Vielfach waren die Zusammenhänge der Gewalttaten weniger durch quantitative Zeitreihen als durch phänomenologische Beschreibung und Analyse zu erhellen. Darauf stützten sich auch die meisten Vorschläge, die die Kommission ausarbeitete und in einem Abstimmungsmarathon verabschiedete.
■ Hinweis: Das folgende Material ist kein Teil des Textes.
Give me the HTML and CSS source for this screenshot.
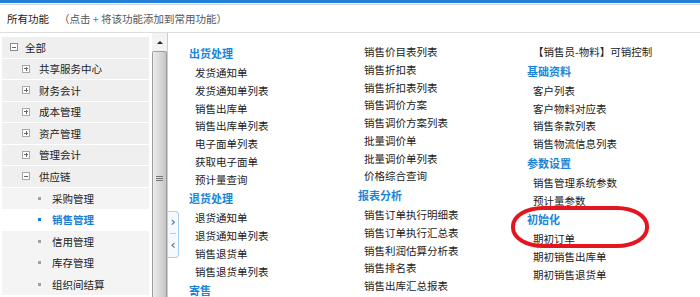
FILE: index.html
```html
<!DOCTYPE html>
<html lang="zh-CN">
<head>
    <meta charset="UTF-8">
    <title>所有功能</title>
    <link rel="stylesheet" href="styles.css">
</head>
<body>

<div class="topbar"></div>
<div class="title">所有功能<span class="hint">（点击 <b>+</b> 将该功能添加到常用功能）</span></div>

<div class="main">
    <!-- Left tree -->
    <div class="side">
        <ul class="tree">
            <li class="row lvl0"><span class="box minus"></span>全部</li>
            <li class="row lvl1"><span class="box plus"></span>共享服务中心</li>
            <li class="row lvl1"><span class="box plus"></span>财务会计</li>
            <li class="row lvl1"><span class="box plus"></span>成本管理</li>
            <li class="row lvl1"><span class="box plus"></span>资产管理</li>
            <li class="row lvl1"><span class="box plus"></span>管理会计</li>
            <li class="row lvl1"><span class="box minus"></span>供应链</li>
            <li class="row leaf"><span class="dot"></span>采购管理</li>
            <li class="row leaf active"><span class="dot"></span>销售管理</li>
            <li class="row leaf"><span class="dot"></span>信用管理</li>
            <li class="row leaf"><span class="dot"></span>库存管理</li>
            <li class="row leaf"><span class="dot"></span>组织间结算</li>
        </ul>
        <div class="scroll">
            <div class="scroll-up"><span class="tri"></span></div>
            <div class="thumb"><span class="grip"></span></div>
        </div>
    </div>

    <div class="toggle">
        <span class="chev">&rsaquo;</span>
        <span class="sep"></span>
        <span class="chev">&lsaquo;</span>
    </div>

    <!-- Function list -->
    <div class="content">
        <div class="col">
            <div class="grp">出货处理</div>
            <div class="item">发货通知单</div>
            <div class="item">发货通知单列表</div>
            <div class="item">销售出库单</div>
            <div class="item">销售出库单列表</div>
            <div class="item">电子面单列表</div>
            <div class="item">获取电子面单</div>
            <div class="item">预计量查询</div>
            <div class="grp">退货处理</div>
            <div class="item">退货通知单</div>
            <div class="item">退货通知单列表</div>
            <div class="item">销售退货单</div>
            <div class="item">销售退货单列表</div>
            <div class="grp">寄售</div>
        </div>
        <div class="col">
            <div class="item">销售价目表列表</div>
            <div class="item">销售折扣表</div>
            <div class="item">销售折扣表列表</div>
            <div class="item">销售调价方案</div>
            <div class="item">销售调价方案列表</div>
            <div class="item">批量调价单</div>
            <div class="item">批量调价单列表</div>
            <div class="item">价格综合查询</div>
            <div class="grp">报表分析</div>
            <div class="item">销售订单执行明细表</div>
            <div class="item">销售订单执行汇总表</div>
            <div class="item">销售利润估算分析表</div>
            <div class="item">销售排名表</div>
            <div class="item">销售出库汇总报表</div>
        </div>
        <div class="col">
            <div class="item">【销售员-物料】可销控制</div>
            <div class="grp">基础资料</div>
            <div class="item">客户列表</div>
            <div class="item">客户物料对应表</div>
            <div class="item">销售条款列表</div>
            <div class="item">销售物流信息列表</div>
            <div class="grp">参数设置</div>
            <div class="item">销售管理系统参数</div>
            <div class="item">预计量参数</div>
            <div class="grp">初始化</div>
            <div class="item">期初订单</div>
            <div class="item">期初销售出库单</div>
            <div class="item">期初销售退货单</div>
        </div>
    </div>
</div>

<!-- red hand-drawn mark -->
<div class="mark"></div>

</body>
</html>
```

FILE: styles.css
```css
* {
    box-sizing: border-box;
}
body {
    margin: 0;
    width: 700px;
    height: 297px;
    overflow: hidden;
    background: #fff;
    font-family: "Noto Sans CJK SC", "Noto Sans", sans-serif;
    font-size: 10.5px;
    color: #222;
    position: relative;
}
.topbar {
    height: 4px;
    background: #2280d8;
    border-bottom: 1px solid #fff;
}
.title {
    height: 29px;
    line-height: 27px;
    padding-left: 7px;
    border-top: 1px solid #d2d2d2;
    border-bottom: 1px solid #dedede;
    color: #222;
}
.title .hint {
    margin-left: 10px;
    color: #555;
}
.title .hint b {
    font-weight: normal;
    color: #1a86d8;
}
.main {
    display: flex;
    height: 264px;
    position: relative;
}

/* tree */
.side {
    width: 168px;
    display: flex;
    border-right: 1px solid #cdcdcd;
}
.tree {
    list-style: none;
    margin: 0;
    padding: 4px 0 0 2px;
    width: 149px;
}
.row {
    display: flex;
    align-items: center;
    height: 20.5px;
    margin-bottom: 1px;
    background: #efefef;
    white-space: nowrap;
}
.row.lvl0 {
    padding-left: 8px;
}
.row.lvl1 {
    padding-left: 20px;
}
.row.leaf {
    padding-left: 36px;
    background: #f4f4f4;
    margin-bottom: 0;
    height: 21.5px;
}
.row.active {
    background: #fff;
    color: #1a7fd4;
    font-weight: bold;
}
.box {
    width: 8px;
    height: 8px;
    border: 1px solid #8a8a8a;
    margin-right: 7px;
    position: relative;
    background: #fff;
}
.lvl1 .box {
    border-color: #a8a8a8;
    margin-right: 9px;
}
.box::before,
.box::after {
    content: "";
    position: absolute;
    background: #666;
}
.box::before {
    left: 1px;
    right: 1px;
    top: 2.5px;
    height: 1px;
}
.box.plus::after {
    top: 1px;
    bottom: 1px;
    left: 2.5px;
    width: 1px;
}
.dot {
    width: 3px;
    height: 3px;
    background: #a0a0a0;
    margin-right: 11px;
}
.active .dot {
    background: #1a7fd4;
}

/* scrollbar */
.scroll {
    width: 15px;
    margin-left: 3px;
    display: flex;
    flex-direction: column;
}
.scroll-up {
    height: 18px;
    display: flex;
    align-items: center;
    justify-content: center;
    background: #f3f3f3;
}
.tri {
    width: 0;
    height: 0;
    border-left: 3px solid transparent;
    border-right: 3px solid transparent;
    border-bottom: 3px solid #222;
}
.thumb {
    flex: 1;
    border: 1px solid #9c9c9c;
    border-bottom: none;
    border-radius: 2px 2px 0 0;
    background: linear-gradient(to right, #ececec, #d6d6d6 60%, #c4c4c4);
    position: relative;
}
.grip {
    position: absolute;
    left: 3px;
    top: 124px;
    width: 7px;
    height: 5px;
    border-top: 1px solid #777;
    border-bottom: 1px solid #777;
}
.grip::after {
    content: "";
    position: absolute;
    left: 0;
    right: 0;
    top: 1px;
    height: 1px;
    background: #777;
}

/* collapse toggle */
.toggle {
    position: absolute;
    left: 168px;
    top: 178px;
    width: 11px;
    height: 47px;
    border: 1px solid #a9cff0;
    border-left: none;
    border-radius: 0 4px 4px 0;
    background: #f5faff;
    display: flex;
    flex-direction: column;
    align-items: center;
    justify-content: space-between;
    padding: 3px 0 5px;
}
.chev {
    font-family: "DejaVu Sans", sans-serif;
    font-size: 13px;
    line-height: 14px;
    color: #555;
}
.sep {
    width: 6px;
    height: 1px;
    background: #c8c8c8;
}

/* function columns */
.content {
    display: flex;
    padding: 10px 0 0 21px;
}
.col {
    width: 169px;
}
.grp {
    height: 20px;
    line-height: 20px;
    margin-bottom: 1px;
    font-size: 11px;
    font-weight: bold;
    color: #1a86d8;
    white-space: nowrap;
}
.item {
    height: 17.75px;
    line-height: 17.75px;
    padding-left: 6px;
    white-space: nowrap;
}

.mark {
    position: absolute;
    left: 511px;
    top: 206px;
    width: 138px;
    height: 42px;
    border: 4px solid #e3161f;
    border-radius: 32px / 20px;
}
```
Empfehlungen für die »Verhinderung und Bekämpfung« von Gewalt wurden auf der Basis eingehender Analysen zu folgenden Themen erarbeitet:

  • »Gewalt in der Familie: Hilfe statt Strafe«;
  • »Gewalt in der Schule«;
  • »Gewalt auf Straßen und Plätzen« (darunter wurden auch »Gewalt im Straßenverkehr« und »Gewalt mit ethnischem Hintergrund« subsumiert);
  • »Gewalt im Stadion« (und seinem Umfeld);
  • »politisch motivierte Gewalt« (Gewalt zur Erzwingung oder Verhinderung von Entscheidungen, die für die oder von der Gesellschaft getroffen werden, oder gegen Zustände/Entwicklungen, die diesen Entscheidungen angelastet werden[19]);
  • »Gewaltdarstellungen in (Massen-)Medien«;
  • »Verhinderung und Kontrolle von Gewalt als länder- und ressortübergreifende Aufgabe«.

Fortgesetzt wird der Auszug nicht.